──────── Information provided

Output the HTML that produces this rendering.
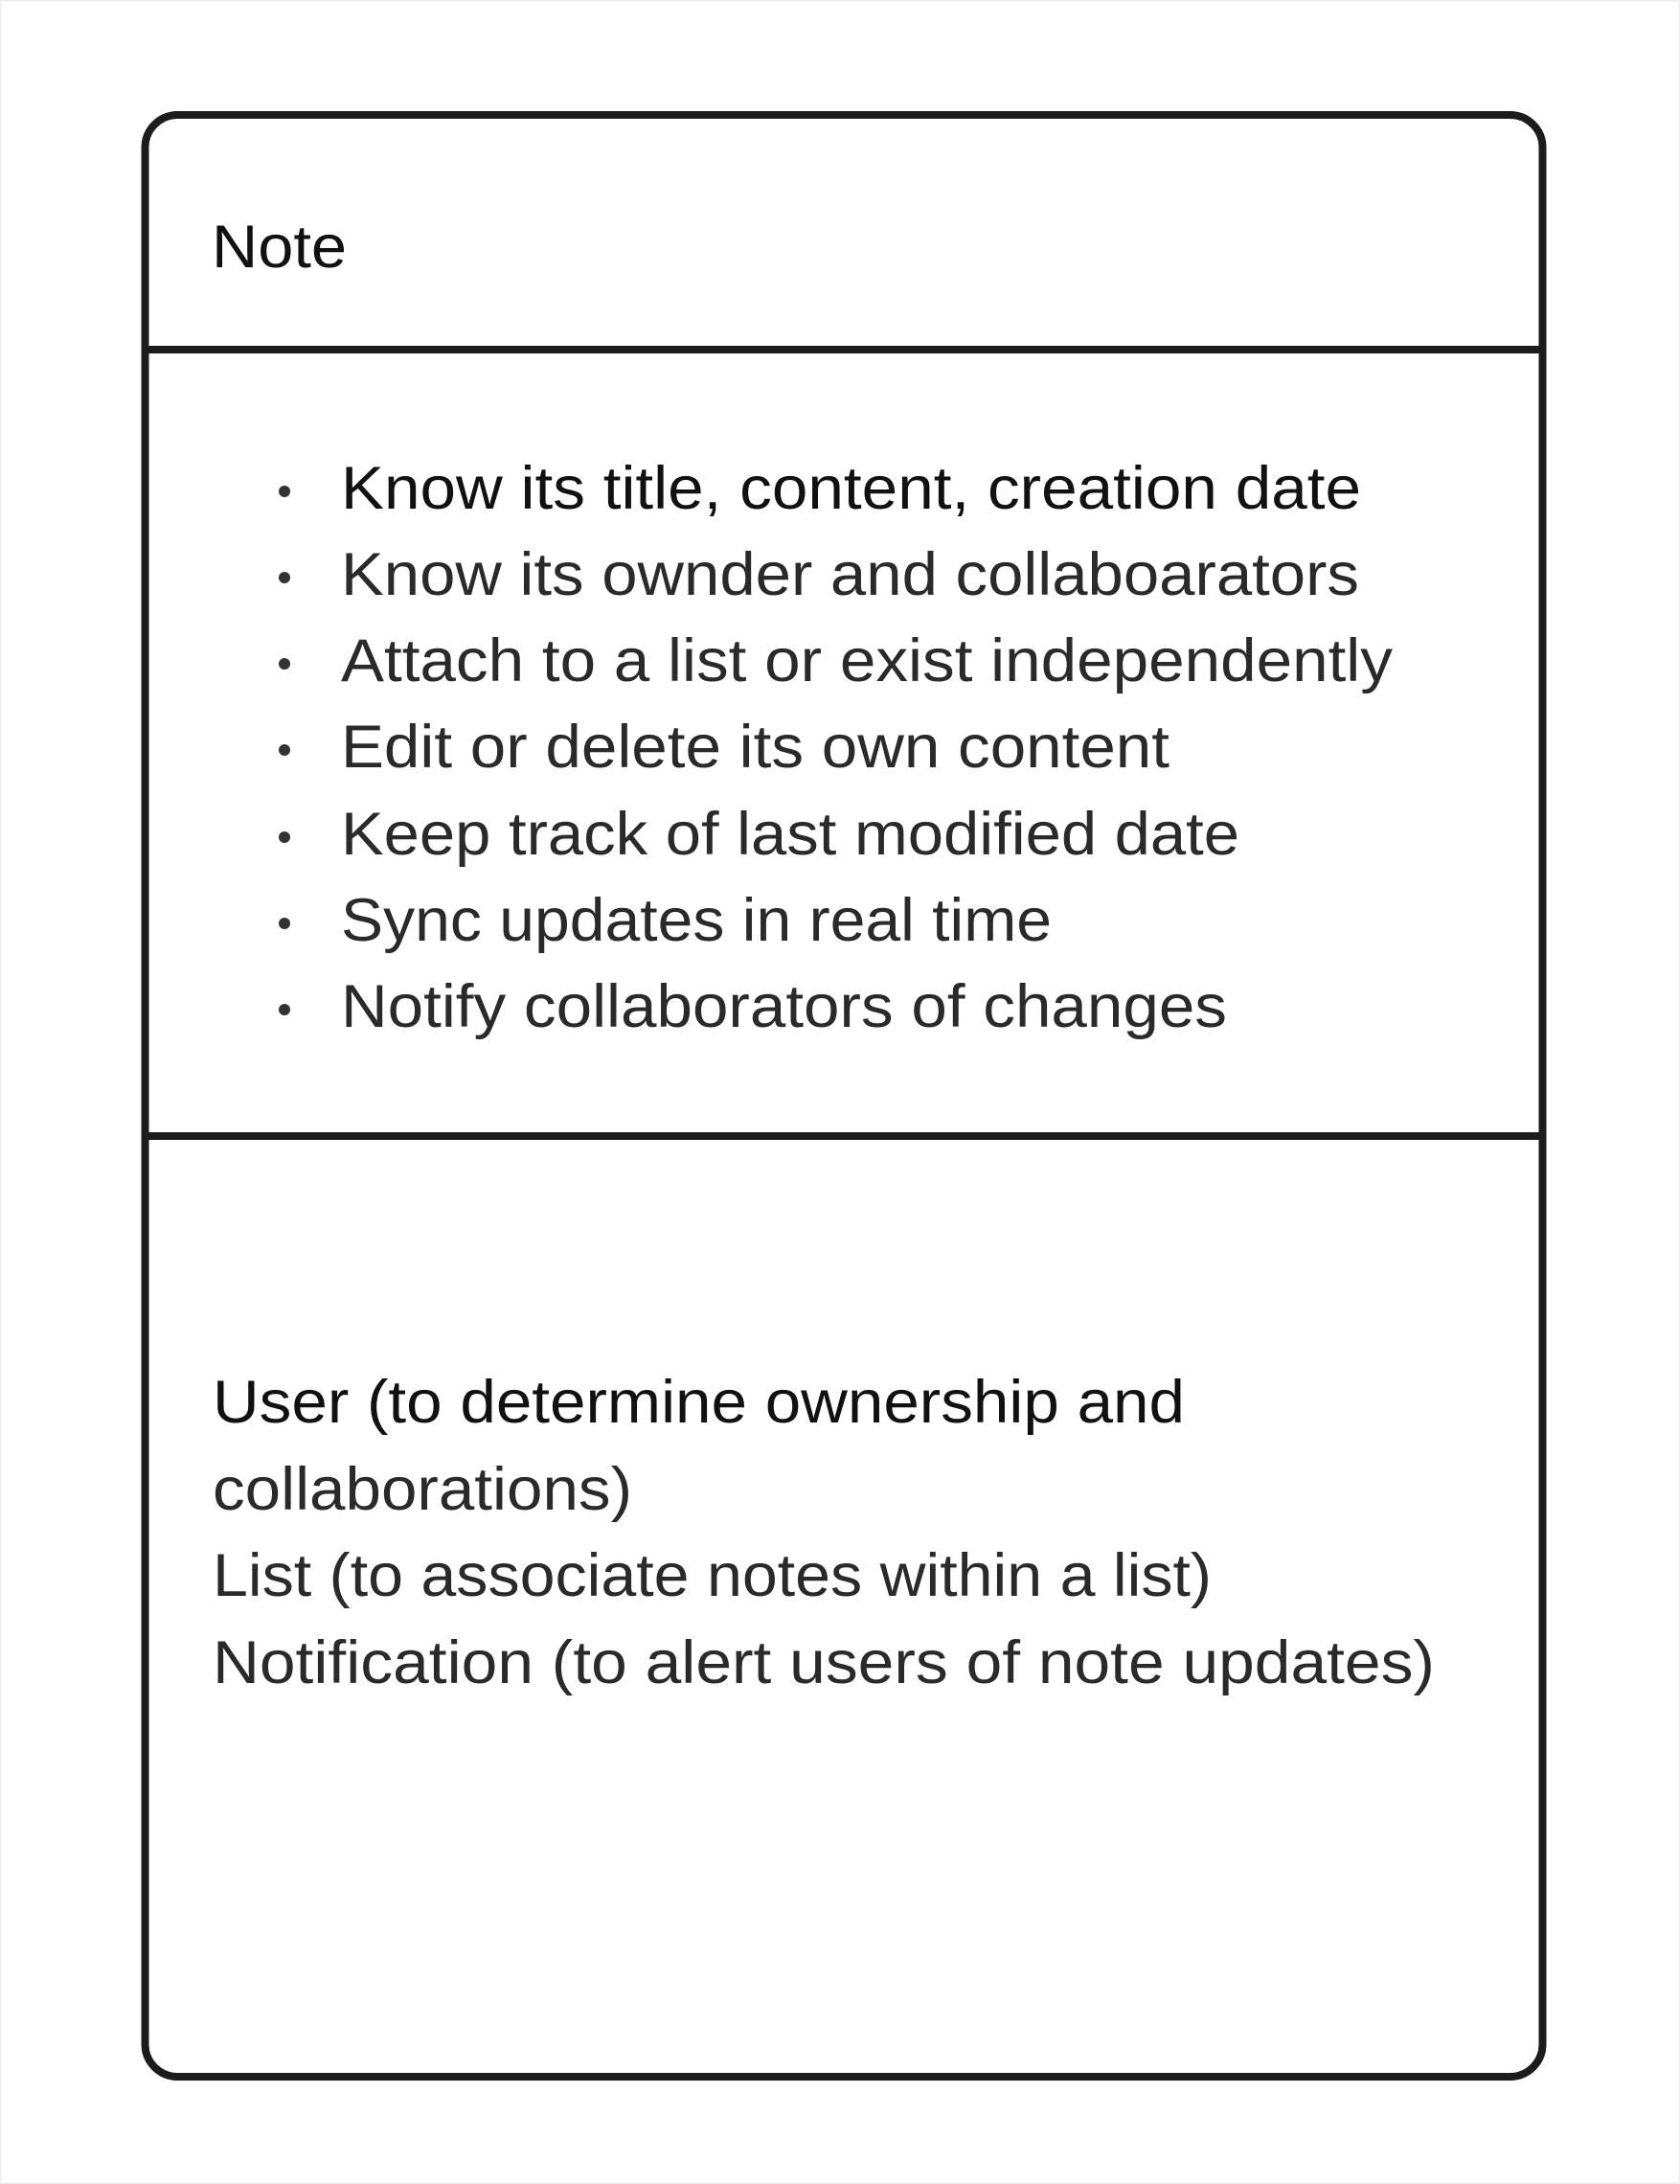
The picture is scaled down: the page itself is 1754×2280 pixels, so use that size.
<!DOCTYPE html>
<html><head><meta charset="utf-8"><style>
html,body{margin:0;padding:0;background:#fff;}
svg{display:block}
text{font-family:"Liberation Sans",sans-serif;font-size:63px;fill:#2a2a2a}
</style></head><body>
<svg width="1754" height="2280" viewBox="0 0 1754 2280" xmlns="http://www.w3.org/2000/svg">
<rect x="0.5" y="0.5" width="1753" height="2279" fill="#fff" stroke="#eeeeee" stroke-width="2"/>
<rect x="151.5" y="120" width="1459" height="2048" rx="34" ry="34" fill="#fff" stroke="#1c1c1c" stroke-width="8"/>
<line x1="151" y1="365" x2="1611" y2="365" stroke="#1c1c1c" stroke-width="8"/>
<line x1="151" y1="1186" x2="1611" y2="1186" stroke="#1c1c1c" stroke-width="8"/>
<text x="221" y="279" style="fill:#111" textLength="141" lengthAdjust="spacingAndGlyphs">Note</text>
<g fill="#333">
<circle cx="297" cy="513" r="6"/>
<circle cx="297" cy="603" r="6"/>
<circle cx="297" cy="693" r="6"/>
<circle cx="297" cy="783" r="6"/>
<circle cx="297" cy="874" r="6"/>
<circle cx="297" cy="964" r="6"/>
<circle cx="297" cy="1054" r="6"/>
</g>
<text x="356" y="531" style="fill:#111" textLength="1065" lengthAdjust="spacingAndGlyphs">Know its title, content, creation date</text>
<text x="356" y="621" textLength="1063" lengthAdjust="spacingAndGlyphs">Know its ownder and collaboarators</text>
<text x="356" y="711" textLength="1098" lengthAdjust="spacingAndGlyphs">Attach to a list or exist independently</text>
<text x="356" y="801" textLength="865" lengthAdjust="spacingAndGlyphs">Edit or delete its own content</text>
<text x="356" y="892" textLength="938" lengthAdjust="spacingAndGlyphs">Keep track of last modified date</text>
<text x="356" y="982" textLength="742" lengthAdjust="spacingAndGlyphs">Sync updates in real time</text>
<text x="356" y="1072" textLength="925" lengthAdjust="spacingAndGlyphs">Notify collaborators of changes</text>
<text x="222" y="1485" style="fill:#111" textLength="1015" lengthAdjust="spacingAndGlyphs">User (to determine ownership and</text>
<text x="222" y="1576" textLength="438" lengthAdjust="spacingAndGlyphs">collaborations)</text>
<text x="222" y="1666" textLength="1043" lengthAdjust="spacingAndGlyphs">List (to associate notes within a list)</text>
<text x="222" y="1757" textLength="1276" lengthAdjust="spacingAndGlyphs">Notification (to alert users of note updates)</text>
</svg>
</body></html>
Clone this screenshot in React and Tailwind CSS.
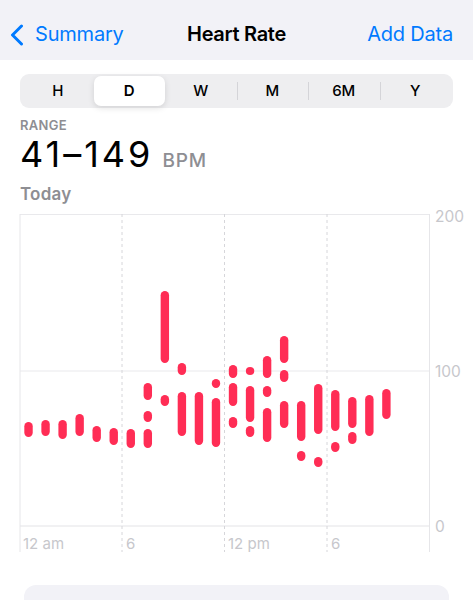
import React from 'react';

const SEGMENTS = ['H', 'D', 'W', 'M', '6M', 'Y'];

// page-y ranges [top, bottom] per hour, as read off the chart
const HOURS = [
  [[422, 437]],
  [[420, 436]],
  [[420, 439]],
  [[414, 436]],
  [[426, 442]],
  [[428, 445]],
  [[429, 448]],
  [[383, 400], [411, 422], [429, 448]],
  [[291, 363], [395, 406]],
  [[363, 375], [392, 436]],
  [[392, 445]],
  [[379, 388], [398, 447]],
  [[365, 378], [383, 406], [417, 428]],
  [[367, 375], [386, 422], [426, 437]],
  [[356, 378], [386, 397], [408, 442]],
  [[336, 363], [370, 382], [401, 428]],
  [[401, 441], [451, 461]],
  [[384, 434], [457, 467]],
  [[390, 431], [442, 452]],
  [[397, 428], [432, 444]],
  [[395, 436]],
  [[389, 419]],
];

const TOP = 205; // page y of the svg

function Chart() {
  const y = (v) => v - TOP;
  const gx = (h) => 20 + (409 / 24) * (h + 0.5);
  return (
    <svg width="473" height="350" viewBox="0 0 473 350" className="block">
      {/* horizontal grid */}
      <line x1="20" x2="429.5" y1={y(214.5)} y2={y(214.5)} stroke="#e9e9ec" strokeWidth="1" />
      <line x1="20" x2="429.5" y1={y(371)} y2={y(371)} stroke="#e9e9ec" strokeWidth="1" />
      <line x1="20" x2="429.5" y1={y(526)} y2={y(526)} stroke="#e3e3e6" strokeWidth="1" />
      {/* verticals */}
      <line x1="20" x2="20" y1={y(214)} y2={y(552)} stroke="#e6e6e9" strokeWidth="1" />
      <line x1="429.5" x2="429.5" y1={y(214)} y2={y(552)} stroke="#e6e6e9" strokeWidth="1" />
      {[122, 224.5, 327].map((x) => (
        <line key={x} x1={x} x2={x} y1={y(214)} y2={y(552)} stroke="#d6d6da" strokeWidth="1" strokeDasharray="3 3" />
      ))}
      {/* bars */}
      {HOURS.map((segs, h) =>
        segs.map(([t, b], i) => (
          <rect key={h + '-' + i} x={gx(h) - 4.2} y={y(t)} width="8.4" height={b - t} rx="4.2" fill="#ff2d55" />
        ))
      )}
      {/* y labels */}
      <g fill="#c7c7cc" fontSize="15.5" fontFamily="Inter, 'Liberation Sans', sans-serif">
        <text x="435" y={y(221.5)}>200</text>
        <text x="435" y={y(377)}>100</text>
        <text x="435" y={y(532)}>0</text>
      </g>
      {/* x labels */}
      <g fill="#c7c7cc" fontSize="15" fontFamily="Inter, 'Liberation Sans', sans-serif">
        <text x="23" y={y(548.5)}>12 am</text>
        <text x="126" y={y(548.5)}>6</text>
        <text x="228" y={y(548.5)}>12 pm</text>
        <text x="331" y={y(548.5)}>6</text>
      </g>
    </svg>
  );
}

export default function App() {
  return (
    <div className="w-[473px] h-[600px] overflow-hidden bg-white font-['Inter','Liberation_Sans',sans-serif]">
      <div className="h-[60px] bg-[#f2f2f7] flex items-center pt-[8px] px-[10px] relative">
        <div className="flex items-center gap-[11px] text-[#007aff] text-[20px] tracking-[-0.2px]">
          <svg width="14" height="22" viewBox="0 0 14 22" className="mt-[1px]">
            <path d="M11.5 2 L2.5 11 L11.5 20" fill="none" stroke="#007aff" strokeWidth="3" strokeLinecap="round" strokeLinejoin="round" />
          </svg>
          <span>Summary</span>
        </div>
        <div className="absolute left-0 right-0 top-[8px] bottom-0 flex items-center justify-center text-[20px] font-semibold text-black tracking-[-0.3px] pointer-events-none">
          Heart Rate
        </div>
        <div className="ml-auto pr-[10px] text-[#007aff] text-[20px] tracking-[-0.2px]">Add Data</div>
      </div>

      <div className="mx-[20px] mt-[14px] h-[34px] rounded-[9px] bg-[#eeeef0] flex items-center p-[2px]">
        {SEGMENTS.map((s, i) => {
          const sel = s === 'D';
          const showSep = i > 0 && i !== 1 && i !== 2;
          return (
            <div key={s} className="flex-1 flex items-center h-full relative">
              {showSep && <div className="absolute left-0 w-px h-[18px] bg-[#d4d4d8]" />}
              <div
                className={
                  sel
                    ? 'flex-1 h-full flex items-center justify-center rounded-[7px] bg-white shadow-[0_2px_6px_rgba(0,0,0,0.12)] text-[15px] font-semibold text-black'
                    : 'flex-1 h-full flex items-center justify-center text-[15px] font-medium text-black'
                }
              >
                {s}
              </div>
            </div>
          );
        })}
      </div>

      <div className="h-[97px] px-[20px] pt-[9px]">
        <div className="text-[13px] font-semibold text-[#8e8e93] leading-[16px] tracking-[0.3px]">RANGE</div>
        <div className="flex items-baseline gap-[9px] leading-[40px] mt-[1px]">
          <span className="text-[36px] text-black tracking-[3px]">41–149</span>
          <span className="text-[19px] font-medium text-[#8e8e93] tracking-[0.8px]">BPM</span>
        </div>
        <div className="text-[17px] font-semibold text-[#8e8e93] leading-[22px] mt-[2px] tracking-[0.2px]">Today</div>
      </div>

      <Chart />

      <div className="mx-[24px] mt-[30px] h-[60px] rounded-[12px] bg-[#f2f2f7]" />
    </div>
  );
}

────────────────

• _Short task_: Give again, exactly as written above, every line from the one holding "Clone this screenshot" to the one holding "const SEGMENTS = ['H', 'D', 'W', 'M', '6M', 'Y'];", with both ends kept and the pictures left out.

• _Reply_:
Clone this screenshot in React and Tailwind CSS.
import React from 'react';

const SEGMENTS = ['H', 'D', 'W', 'M', '6M', 'Y'];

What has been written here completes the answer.